Mr Ricardo Pena, Mayor of Zumaia and a friend of the deceased, rushed to the scene of the crime which he described as "indecent and immoral". He said: "He was a true Basque and a model employer who ran a modern company which he struggled to make a success."

Only 12 hours before yesterday's killing four ETA terrorists died on Monday night when their car, carrying arms and explosives, blew up as they were driving through Bolueta, a suburb of Bilbao.

The car, which had been stolen last week, contained at least 30 kilos of explosives, and the Basque police force are investigating whether the blast was a primed car-bomb being driven to its target or whether the ETA members were transporting material to one of their bomb-making factories.

The explosion occurred close to the offices of three newspapers and a short way from the feeder road leading to the San Sebastian and Vitoria motorways. Three pistols found in the wreckage came from a number of weapons stolen from the Basque police in 1982.

One of the victims was identified as Patxi Rementeria (39), who is alleged to have been responsible for one of the most deadly ETA groups, the Vizcaya Commando. He is accused of at least four killings, including that of Miguel Angel Blanco, the young Popular Party councillor murdered in 1997, and of participating in at least 18 other attacks.

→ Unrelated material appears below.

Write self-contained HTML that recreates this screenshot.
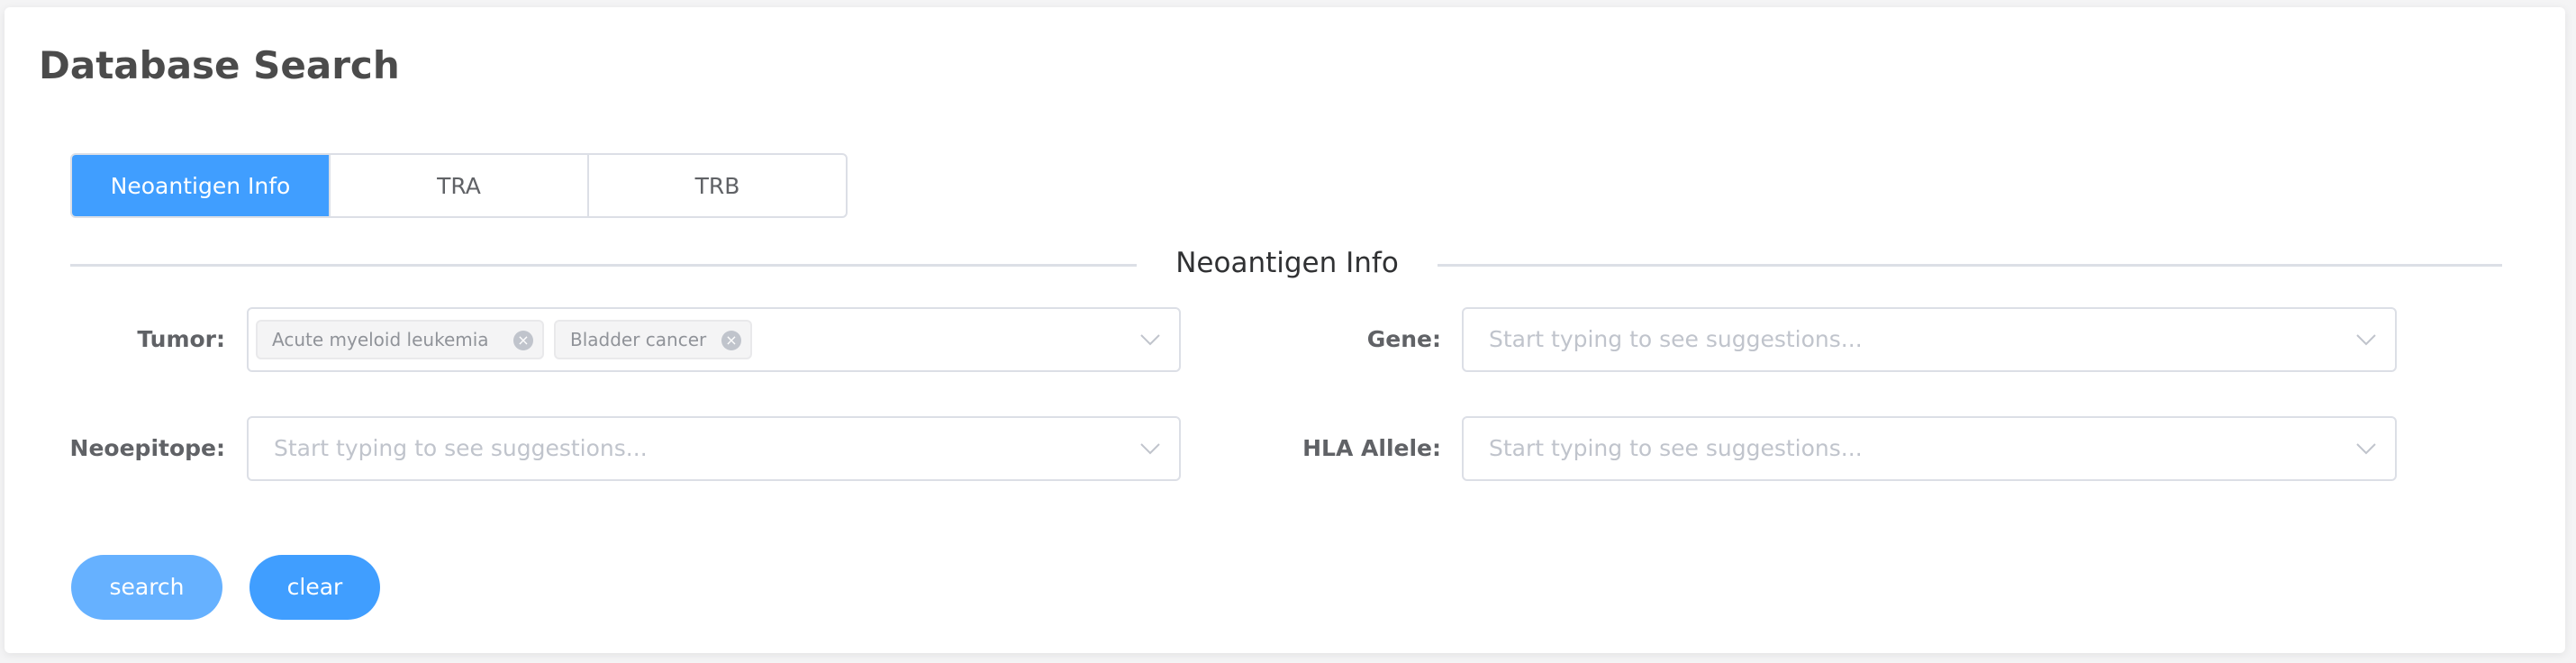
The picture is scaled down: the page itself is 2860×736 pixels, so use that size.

He narrowly escaped capture in January after another bomb, containing 20 kilos of dynamite, was abandoned when the target, a Civil Guard van, changed its route at the last moment.

The remains of the other three victims are being examined to determine their identity. One of them is believed to be Antxon Sasiain who has been on the run since 1997.

Their deaths bring to 29 the number of ETA members killed by their own bombs over the past 30 years.

Several hundred pro-ETA demonstrators assembled in San Sebastian and outside the mortuary in Bilbao where the bodies were taken for autopsies, and where Basque flags with black ribbons were hanging.

Mr Arnaldo Otegi, leader of Euskal Herritarrok, was one of those present in Bilbao. He described the four men as his "comrades and patriots. Four brave independence fighters who died fighting for their homeland. We will continue the struggle and conquer our land," he warned.